The great musicians—like Curtis Mayfield, Aretha Franklin and Bob Dylan—understand life in all its bristling glory: find your passion, never leave it, and become a prisoner to the hope that it matters.
Question: Can we end indifference?
Cornel West: Yeah, but the thing about indifference is that it's always a choice that we make, you see. So that if you choose to have an iciness of soul and a hardening of heart and a coarsening of conscience, that leads towards indifference. That's why at the end of Dante's Inferno it's the iciness of Satan. You remember? The coldness. That's a choice. No matter what structures or dominations are in place, we can still choose to care, choose to care -- Sorge, that fundamental category that the Germans talked about, the care. And the bluesman and the blueswoman don't believe in optimism or pessimism, you see. I been down so long that down don't worry me no more; that's why I keep keeping on. The bluesman and the blueswoman are never indifferent. They're full of passion, they're full of caring about something. It could be last night, tomorrow night. It could be the society. Whatever.

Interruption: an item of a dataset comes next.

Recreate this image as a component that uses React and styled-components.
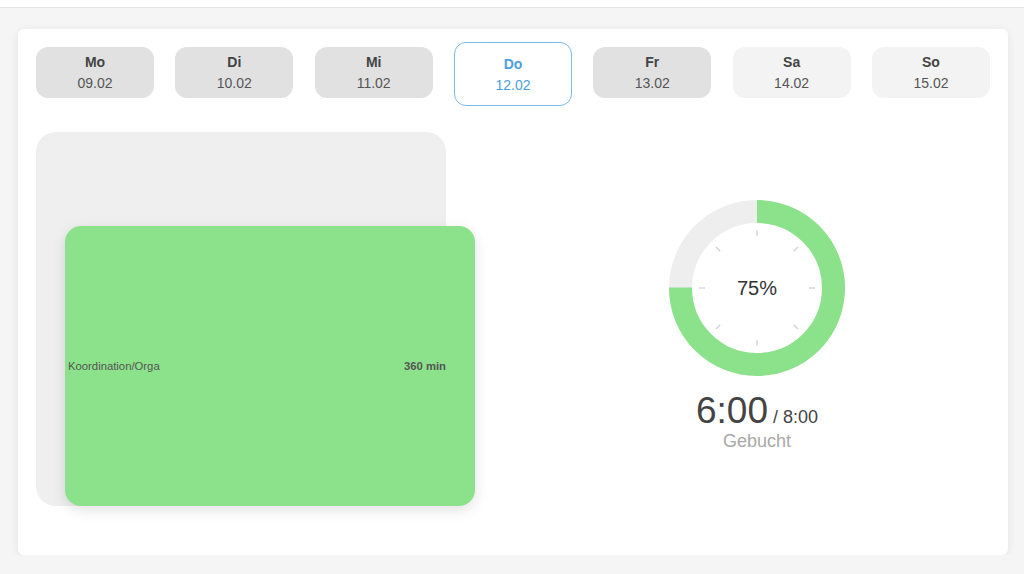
import React from 'react';
import styled, { createGlobalStyle } from 'styled-components';

const GlobalStyle = createGlobalStyle`
  body {
    margin: 0;
    background: #f5f5f5;
    font-family: "Liberation Sans", Arial, sans-serif;
  }
`

const TopBar = styled.div`
  height: 7px;
  background: #ffffff;
  border-bottom: 1px solid #e3e3e3;
`

const Card = styled.main`
  margin: 21px 16px 0 18px;
  padding: 18px 18px 49px;
  background: #ffffff;
  border-radius: 6px;
  box-shadow: 0 2px 10px rgba(0, 0, 0, 0.07);
`

const WeekRow = styled.nav`
  display: flex;
  justify-content: space-between;
  align-items: flex-start;
`

const DayButton = styled.button`
  width: 118px;
  height: ${p => (p.$active ? '64px' : '51px')};
  margin-top: ${p => (p.$active ? '-5px' : '0')};
  display: flex;
  flex-direction: column;
  align-items: center;
  justify-content: center;
  gap: 7px;
  border-radius: 12px;
  border: 1px solid ${p => (p.$active ? '#7bb9ec' : 'transparent')};
  background: ${p => (p.$active ? '#ffffff' : p.$weekend ? '#f3f3f3' : '#e1e1e1')};
  color: ${p => (p.$active ? '#4aa0e4' : '#444444')};
  font-family: inherit;
  padding: 0;
  cursor: pointer;
`

const DayName = styled.span`
  font-size: 14px;
  font-weight: 700;
  line-height: 1;
`

const DayDate = styled.span`
  font-size: 14px;
  line-height: 1;
  color: ${p => (p.$active ? '#4aa0e4' : '#555555')};
`

const Content = styled.section`
  margin-top: 26px;
  display: grid;
  grid-template-columns: 466px 466px;
  column-gap: 22px;
`

const Timeline = styled.div`
  width: 410px;
  height: 374px;
  background: #efefef;
  border-radius: 20px;
  display: flex;
  align-items: flex-end;
`

const Block = styled.div`
  flex: 0 0 410px;
  height: 280px;
  margin-left: 29px;
  background: #8be28a;
  border-radius: 16px;
  box-shadow: 0 4px 14px rgba(0, 0, 0, 0.12);
  display: flex;
  align-items: center;
  justify-content: space-between;
  padding: 0 29px 0 3px;
  box-sizing: border-box;
  font-size: 11.3px;
  color: #555555;
`

const BlockMinutes = styled.span`
  font-weight: 700;
`

const Summary = styled.div`
  display: flex;
  flex-direction: column;
  align-items: center;
  justify-content: center;
  padding-top: 12px;
`

const Ring = styled.div`
  position: relative;
  width: 176px;
  height: 176px;
`

const Percent = styled.span`
  position: absolute;
  inset: 0;
  display: flex;
  align-items: center;
  justify-content: center;
  font-size: 20px;
  color: #333333;
`

const Hours = styled.div`
  margin-top: 16px;
  display: flex;
  align-items: baseline;
  line-height: 1;
  color: #444444;
`

const Booked = styled.span`
  font-size: 37px;
`

const Target = styled.span`
  font-size: 18px;
  margin-left: 5px;
`

const Label = styled.div`
  margin-top: 3px;
  font-size: 18px;
  line-height: 1;
  color: #a8a8a8;
`

const days = [
  { name: 'Mo', date: '09.02' },
  { name: 'Di', date: '10.02' },
  { name: 'Mi', date: '11.02' },
  { name: 'Do', date: '12.02', active: true },
  { name: 'Fr', date: '13.02' },
  { name: 'Sa', date: '14.02', weekend: true },
  { name: 'So', date: '15.02', weekend: true },
]

const Donut = ({ value }) => {
  const r = 76.5
  const c = 2 * Math.PI * r
  const ticks = [0, 45, 90, 135, 180, 225, 270, 315]
  return (
    <Ring>
      <svg width="176" height="176" viewBox="0 0 176 176">
        <circle cx="88" cy="88" r={r} fill="none" stroke="#eeeeee" strokeWidth="23" />
        <circle
          cx="88" cy="88" r={r} fill="none" stroke="#8be28a" strokeWidth="23"
          strokeDasharray={`${c * value} ${c}`}
          transform="rotate(-90 88 88)"
        />
        {ticks.map(a => (
          <line
            key={a}
            x1="88" y1={88 - 52} x2="88" y2={88 - 58}
            stroke="#c9cfdb" strokeWidth="1.2"
            transform={`rotate(${a} 88 88)`}
          />
        ))}
      </svg>
      <Percent>{Math.round(value * 100)}%</Percent>
    </Ring>
  )
}

const App = () => {
  return (
    <>
      <GlobalStyle />
      <TopBar />
      <Card>
        <WeekRow>
          {days.map(d => (
            <DayButton key={d.name} $active={d.active} $weekend={d.weekend}>
              <DayName>{d.name}</DayName>
              <DayDate $active={d.active}>{d.date}</DayDate>
            </DayButton>
          ))}
        </WeekRow>
        <Content>
          <Timeline>
            <Block>
              <span>Koordination/Orga</span>
              <BlockMinutes>360 min</BlockMinutes>
            </Block>
          </Timeline>
          <Summary>
            <Donut value={0.75} />
            <Hours>
              <Booked>6:00</Booked>
              <Target>/ 8:00</Target>
            </Hours>
            <Label>Gebucht</Label>
          </Summary>
        </Content>
      </Card>
    </>
  )
}

export default App;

You've got to sustain some kind of passion, and therefore the great bluesmen and women from Tony Morrison to white ones like Tennessee Williams to Bruce Springsteen on the vanilla side of town, along with Bob Dylan, or on the chocolate side of town, you know, it could be Leroy Carr or Curtis Mayfield or Aretha Franklin -- they are prisoners of hope. They're neither optimists nor pessimists; they are prisoners of hope because they care. As long as you care, and there's one little precious child out there with sparkling eyes, you've got to do something. And if you don't, the rocks are going to cry out. That's why Coltrane kept blowing his horn, my brother, because if he didn't blow his horn the rocks were going to cry out. That genius cared.